The film was not distributed internationally but did appear in film festivals and retrospectives. It was screened in competition at the 31st Berlin International Film Festival and appeared in the first British retrospective of Suzuki's films at the 1988 Edinburgh International Film Festival. In North American, Kino International released a DVD edition of the film on March 7, 2006. It features a 25-minute interview with Suzuki discussing the making of the Taishō Roman Trilogy, a biography and filmography of the same, the theatrical trailer and a gallery of promotional material and photographs. The DVD is also available in a box set encompassing the trilogy.

==Awards==
Zigeunerweisen received nine nominations at the 1981 Japanese Academy Awards and won in four categories, Best Film, Suzuki won for Best Director, Takeo Kimura for Best Art Director and Michiyo Okusu for Best Supporting Actress. Also nominated were Naoko Otani for Best Actress, Toshiya Fujita for Best Supporting Actor, Yōzō Tanaka for Best Screenplay, Kazue Nagatsuka for Best Cinematography and Mitsuo Onishi for Best Lighting.

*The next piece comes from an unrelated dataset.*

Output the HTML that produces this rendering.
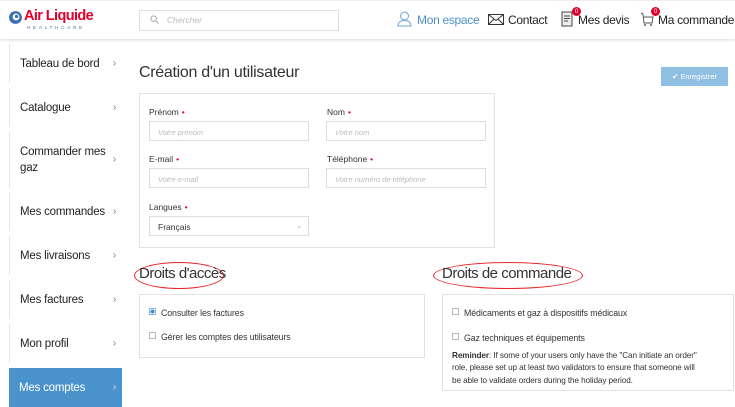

At the Kinema Junpo Awards, it duplicated the same four wins plus a fifth Best Actress award for Naoko Otani. At the Yokohama Film Festival it won Best Film, Director and Cinematographer. Further prizes include the Blue Ribbon Awards (Best Director), Hochi Film Awards (Special Award) and the Mainichi Film Concurs (Best Screenplay and Best Cinematographer). The film was also voted the best Japanese film of the 1980s by Japanese film critics.

On the international front, the film won Honourable Mention at the 31st Berlin International Film Festival in 1981.